Eighteen-year-old Dinushika who was brought up at Piliyandala SOS Village shared her experience with Daily Mirror.
“At first I was never going to call another person ‘amma’ though other brothers and sisters called our mother ‘amma’ and she never forced me to call her so.”
“I was enrolled to grade 4 of the school though I was supposed to be in grade 6, but since I had attended school only up to grade 1, I was enrolled to 4th Grade. I was struggling with my schoolwork and was frightened of being in a school class after grade 1.
“My SOS mother was always beside me, comforting and helping with my school work. And as the time passed by, seeing the sacrifices she made for me and the support she gave me I had no trouble in calling her “amma” and that word came out of my mouth without an effort”, she said.
The SOS Children’s Villages association of the respective country defines the criteria of admittance within the scope of the guidelines set up by SOS- Kinderdorf International and according to the economic and social, and legal requirements within the country.
A committee consisting of the Village Director, an SOS mother’s representative, social workers and sometimes the national Director, in cooperation with the authorities decides upon admitting children considering the physically and mentally fitness of the child.
The “four principles” followed by the organisation are: the SOS Mother, the sisters and brothers, the family house and the SOS Children’s Village, form the basis and the framework of the concept of our work at the SOS Children’s Villages.
If the infrastructure is sufficient, SOS children generally go to local schools. If there were no suitable schools near the SOS children’s Village, SOS Hermann Gmeiner Schools (Primary and Secondary Schools) and/or SOS Vocational Training Centres are set up.
These facilities are also open to children and youngsters from the neighborhood.
Each SOS Child or youth receives the education or training best suited to his/her personal abilities and oriented towards the job market in their country.
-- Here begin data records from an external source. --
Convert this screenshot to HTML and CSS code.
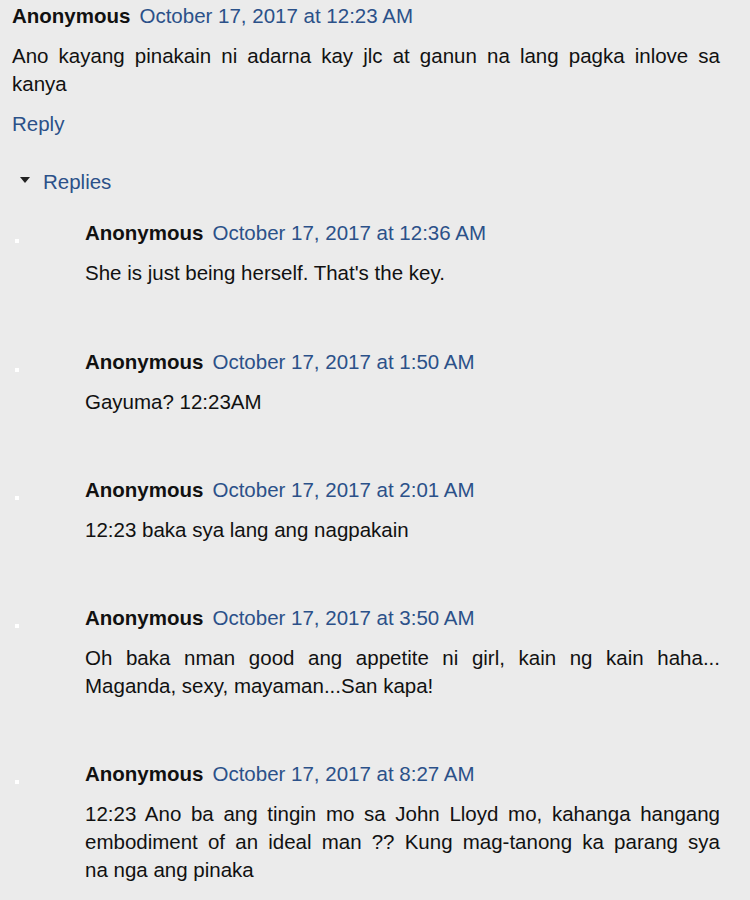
FILE: index.html
```html
<html>
    <head>
        <link rel="stylesheet" href="styles.css">
    </head>
    <body>
        <div class="comments">
            <div class="comment">
                <div class="header">
                    <span class="user">Anonymous</span>
                    <a class="date" href="#">October 17, 2017 at 12:23 AM</a>
                </div>
                <p class="content">Ano kayang pinakain ni adarna kay jlc at ganun na lang pagka inlove sa kanya</p>
                <a class="reply" href="#">Reply</a>
            </div>

            <div class="thread">
                <div class="toggle">
                    <span class="arrow"></span>
                    <a href="#">Replies</a>
                </div>
                <ul class="replies">
                    <li>
                        <div class="header">
                            <span class="user">Anonymous</span>
                            <a class="date" href="#">October 17, 2017 at 12:36 AM</a>
                        </div>
                        <p class="content">She is just being herself. That's the key.</p>
                    </li>
                    <li>
                        <div class="header">
                            <span class="user">Anonymous</span>
                            <a class="date" href="#">October 17, 2017 at 1:50 AM</a>
                        </div>
                        <p class="content">Gayuma? 12:23AM</p>
                    </li>
                    <li>
                        <div class="header">
                            <span class="user">Anonymous</span>
                            <a class="date" href="#">October 17, 2017 at 2:01 AM</a>
                        </div>
                        <p class="content">12:23 baka sya lang ang nagpakain</p>
                    </li>
                    <li>
                        <div class="header">
                            <span class="user">Anonymous</span>
                            <a class="date" href="#">October 17, 2017 at 3:50 AM</a>
                        </div>
                        <p class="content">Oh baka nman good ang appetite ni girl, kain ng kain haha... Maganda, sexy, mayaman...San kapa!</p>
                    </li>
                    <li>
                        <div class="header">
                            <span class="user">Anonymous</span>
                            <a class="date" href="#">October 17, 2017 at 8:27 AM</a>
                        </div>
                        <p class="content">12:23 Ano ba ang tingin mo sa John Lloyd mo, kahanga hangang embodiment of an ideal man ?? Kung mag-tanong ka parang sya na&nbsp;nga ang pinaka</p>
                    </li>
                </ul>
            </div>
        </div>
    </body>
</html>
```

FILE: styles.css
```css
* {
    margin: 0;
    padding: 0;
}

html,body {
    height: 100%;
}

body {
    background: #ebebeb;
    font-family: "Liberation Sans", Arial, sans-serif;
    font-size: 20.5px;
    line-height: 28px;
    color: #111;
}

a {
    color: #2b5189;
    text-decoration: none;
}

.comments {
    padding: 2px 30px 0 12px;
}

.header {
    display: flex;
    gap: 9px;
}

.user {
    font-weight: bold;
}

.content {
    margin-top: 12px;
    text-align: justify;
}

.reply {
    display: inline-block;
    margin-top: 12px;
}

.toggle {
    display: flex;
    align-items: center;
    margin-top: 30px;
    padding-left: 8px;
}

.arrow {
    width: 0;
    height: 0;
    border-left: 5px solid transparent;
    border-right: 5px solid transparent;
    border-top: 6px solid #222;
    margin-right: 13px;
    margin-top: -4px;
}

.replies {
    list-style: none;
    margin-top: 23px;
}

.replies li {
    position: relative;
    padding-left: 73px;
    margin-bottom: 60px;
}

.replies li:first-child {
    margin-bottom: 61px;
}

.replies li::before {
    content: "";
    position: absolute;
    left: 3px;
    top: 20px;
    width: 4px;
    height: 4px;
    background: #fff;
}
```
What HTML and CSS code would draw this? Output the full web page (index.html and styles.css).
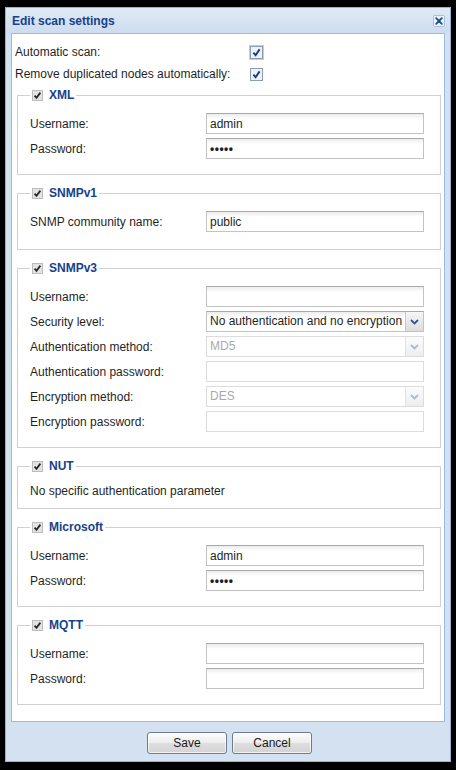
FILE: index.html
```html
<!DOCTYPE html>
<html lang="en">
<head>
<meta charset="utf-8">
<title>Edit scan settings</title>
<link rel="stylesheet" href="styles.css">
</head>
<body>
<div class="window">
  <div class="win-header">
    <span class="win-title">Edit scan settings</span>
    <button class="win-close" type="button" aria-label="Close">
      <svg width="12" height="12" viewBox="0 0 12 12"><rect x="0.5" y="0.5" width="11" height="11" rx="1" fill="#e9f0f9" stroke="#a9bfdc"/><path d="M3.2 3.2 L8.8 8.8 M8.8 3.2 L3.2 8.8" stroke="#1d4b8f" stroke-width="1.8" stroke-linecap="round"/></svg>
    </button>
  </div>

  <form class="win-body">
    <div class="opt-row">
      <span class="opt-label">Automatic scan:</span>
      <span class="check focused"><svg width="13" height="13" viewBox="0 0 13 13"><rect x="0.5" y="0.5" width="12" height="12" fill="#eef1f5" stroke="#8d9db4"/><path d="M3.4 6.6 L5.6 9.2 L9.6 3.4" fill="none" stroke="#1b3b80" stroke-width="1.9"/></svg></span>
    </div>
    <div class="opt-row">
      <span class="opt-label">Remove duplicated nodes automatically:</span>
      <span class="check"><svg width="13" height="13" viewBox="0 0 13 13"><rect x="0.5" y="0.5" width="12" height="12" fill="#eef1f5" stroke="#8d9db4"/><path d="M3.4 6.6 L5.6 9.2 L9.6 3.4" fill="none" stroke="#1b3b80" stroke-width="1.9"/></svg></span>
    </div>

    <fieldset class="group first">
      <legend><span class="legend-check"><svg width="11" height="11" viewBox="0 0 11 11"><rect x="0.5" y="0.5" width="10" height="10" fill="#e3e3e3" stroke="#bcbcbc"/><path d="M2.6 5.6 L4.5 7.9 L8.4 2.6" fill="none" stroke="#2b2b2b" stroke-width="1.8"/></svg></span>XML</legend>
      <div class="field"><label>Username:</label><input class="text" type="text" value="admin"></div>
      <div class="field"><label>Password:</label><input class="text" type="password" value="admin"></div>
    </fieldset>

    <fieldset class="group snmpv1">
      <legend><span class="legend-check"><svg width="11" height="11" viewBox="0 0 11 11"><rect x="0.5" y="0.5" width="10" height="10" fill="#e3e3e3" stroke="#bcbcbc"/><path d="M2.6 5.6 L4.5 7.9 L8.4 2.6" fill="none" stroke="#2b2b2b" stroke-width="1.8"/></svg></span>SNMPv1</legend>
      <div class="field"><label>SNMP community name:</label><input class="text" type="text" value="public"></div>
    </fieldset>

    <fieldset class="group">
      <legend><span class="legend-check"><svg width="11" height="11" viewBox="0 0 11 11"><rect x="0.5" y="0.5" width="10" height="10" fill="#e3e3e3" stroke="#bcbcbc"/><path d="M2.6 5.6 L4.5 7.9 L8.4 2.6" fill="none" stroke="#2b2b2b" stroke-width="1.8"/></svg></span>SNMPv3</legend>
      <div class="field"><label>Username:</label><input class="text" type="text" value=""></div>
      <div class="field"><label>Security level:</label>
        <div class="combo"><span class="combo-value">No authentication and no encryption</span><span class="trigger"><svg width="9" height="6" viewBox="0 0 9 6"><path d="M1 1 L4.5 4.5 L8 1" fill="none" stroke="#34558c" stroke-width="1.8"/></svg></span></div>
      </div>
      <div class="field"><label>Authentication method:</label>
        <div class="combo disabled"><span class="combo-value">MD5</span><span class="trigger"><svg width="9" height="6" viewBox="0 0 9 6"><path d="M1 1 L4.5 4.5 L8 1" fill="none" stroke="#a9bad3" stroke-width="1.8"/></svg></span></div>
      </div>
      <div class="field"><label>Authentication password:</label><input class="text" type="password" value="" disabled></div>
      <div class="field"><label>Encryption method:</label>
        <div class="combo disabled"><span class="combo-value">DES</span><span class="trigger"><svg width="9" height="6" viewBox="0 0 9 6"><path d="M1 1 L4.5 4.5 L8 1" fill="none" stroke="#a9bad3" stroke-width="1.8"/></svg></span></div>
      </div>
      <div class="field"><label>Encryption password:</label><input class="text" type="password" value="" disabled></div>
    </fieldset>

    <fieldset class="group nut">
      <legend><span class="legend-check"><svg width="11" height="11" viewBox="0 0 11 11"><rect x="0.5" y="0.5" width="10" height="10" fill="#e3e3e3" stroke="#bcbcbc"/><path d="M2.6 5.6 L4.5 7.9 L8.4 2.6" fill="none" stroke="#2b2b2b" stroke-width="1.8"/></svg></span>NUT</legend>
      <p class="note">No specific authentication parameter</p>
    </fieldset>

    <fieldset class="group">
      <legend><span class="legend-check"><svg width="11" height="11" viewBox="0 0 11 11"><rect x="0.5" y="0.5" width="10" height="10" fill="#e3e3e3" stroke="#bcbcbc"/><path d="M2.6 5.6 L4.5 7.9 L8.4 2.6" fill="none" stroke="#2b2b2b" stroke-width="1.8"/></svg></span>Microsoft</legend>
      <div class="field"><label>Username:</label><input class="text" type="text" value="admin"></div>
      <div class="field"><label>Password:</label><input class="text" type="password" value="admin"></div>
    </fieldset>

    <fieldset class="group">
      <legend><span class="legend-check"><svg width="11" height="11" viewBox="0 0 11 11"><rect x="0.5" y="0.5" width="10" height="10" fill="#e3e3e3" stroke="#bcbcbc"/><path d="M2.6 5.6 L4.5 7.9 L8.4 2.6" fill="none" stroke="#2b2b2b" stroke-width="1.8"/></svg></span>MQTT</legend>
      <div class="field"><label>Username:</label><input class="text" type="text" value=""></div>
      <div class="field"><label>Password:</label><input class="text" type="password" value=""></div>
    </fieldset>
  </form>

  <div class="win-footer">
    <button class="btn" type="button">Save</button>
    <button class="btn" type="button">Cancel</button>
  </div>
</div>
</body>
</html>
```

FILE: styles.css
```css
* {
  box-sizing: border-box;
}

body {
  margin: 0;
  background: #000;
  font: 12px "Liberation Sans", Arial, sans-serif;
  color: #1f1f1f;
}

/* dialog frame */
.window {
  width: 446px;
  height: 755px;
  margin: 7px 5px 0;
  background: #d3e1f1;
  border: 1px solid #9ab3d5;
  display: flex;
  flex-direction: column;
}

.win-header {
  flex: none;
  height: 25px;
  display: flex;
  align-items: center;
  justify-content: space-between;
  padding: 0 5px 0 6px;
  background: linear-gradient(#e0eaf6, #cddcef);
}

.win-title {
  font-weight: bold;
  color: #15428b;
}

.win-close {
  display: block;
  width: 12px;
  height: 12px;
  padding: 0;
  border: 0;
  background: none;
}

.win-close svg {
  display: block;
}

/* white form panel */
.win-body {
  flex: none;
  margin: 0 5px;
  background: #fff;
  border: 1px solid #99bbe8;
  padding: 7px 0 16px 3px;
}

.opt-row {
  display: flex;
  align-items: center;
  height: 22px;
}

.opt-label {
  width: 235px;
}

.check {
  display: block;
  width: 13px;
  height: 13px;
}

.check svg {
  display: block;
}

.check.focused {
  box-shadow: 0 0 0 1px #b7cff0;
}

/* grouped settings */
fieldset.group {
  min-width: 0;
  margin: 10px 3px 0 2px;
  padding: 8px 16px 13px 12px;
  border: 1px solid #d0d0d0;
}

fieldset.group.first {
  margin-top: 2px;
}

fieldset.snmpv1 {
  padding-bottom: 15px;
}

fieldset.nut {
  padding-bottom: 8px;
}

legend {
  display: flex;
  align-items: center;
  gap: 6px;
  height: 16px;
  padding: 0 2px;
  font-weight: bold;
  color: #15428b;
}

.legend-check svg {
  display: block;
}

.note {
  margin: 0;
  line-height: 18px;
}

.field {
  display: flex;
  align-items: center;
  height: 25px;
}

.field label {
  width: 176px;
  flex: none;
}

.text {
  width: 218px;
  height: 21px;
  margin: 0;
  padding: 0 3px;
  font: inherit;
  color: #1f1f1f;
  border: 1px solid #c3c3c3;
  border-top-color: #a9a9a9;
  background: linear-gradient(#ececec, #fff 5px);
  outline: none;
}

.text[type="password"] {
  font-weight: bold;
  letter-spacing: 0.5px;
}

.text:disabled {
  border-color: #dcdcdc;
  background: #fff;
}

/* combo box with drop trigger */
.combo {
  width: 218px;
  height: 21px;
  display: flex;
  border: 1px solid #c3c3c3;
  border-top-color: #a9a9a9;
  background: linear-gradient(#ececec, #fff 5px);
}

.combo-value {
  flex: 1;
  padding: 0 3px;
  line-height: 19px;
  white-space: nowrap;
  overflow: hidden;
}

.trigger {
  flex: none;
  width: 18px;
  display: flex;
  align-items: center;
  justify-content: center;
  border-left: 1px solid #c8c8c8;
  background: linear-gradient(#f6f6f6, #dcdcdc);
}

.combo.disabled {
  border-color: #dcdcdc;
  background: #fff;
}

.combo.disabled .combo-value {
  color: #a9a9a9;
}

.combo.disabled .trigger {
  border-left-color: #e2e2e2;
  background: linear-gradient(#fbfbfb, #eeeeee);
}

/* button bar */
.win-footer {
  flex: 1;
  display: flex;
  justify-content: center;
  align-items: flex-start;
  gap: 5px;
  padding: 10px 0 0 3px;
}

.btn {
  width: 80px;
  height: 22px;
  padding: 0;
  font: inherit;
  color: #1a1a1a;
  border: 1px solid #6c7b93;
  border-radius: 3px;
  background: linear-gradient(#fdfdfd, #ededed 48%, #dedede 52%, #d3d3d3);
  box-shadow: inset 0 0 0 1px rgba(255, 255, 255, 0.7);
}
```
This may incorporate vocational training, home economics, agricultural training, Personal Development programmes etc.. Academically gifted SOS youth may even be eligible for higher schooling followed by university studies.
“The Organisation is funded by our generous donors all around the world and for 30 years, we were being taken care of by our international roots we currently depend mainly on our local sponsors and donors,” Ms. Alexander said.
Banduka Rambukwella Wednesday, 16 November 2022 10:21 AM
Mr. Cedric De silva passed away this morning. I had the privilege of working with him at SOS. What a marvelous character he was. RIP Sir !
Jeremy van den Driesen Tuesday, 29 August 2023 06:41 AM
Is this the same Cedric de Silva who was married to Upeka Chitresena and an old boy of STC ? If so, I'm so sad. I have so many memories of him in school and at Cobra Gultch in Amparai. I last met him in 2014. My deepest of sympathies to you Upeka. RIP my friend.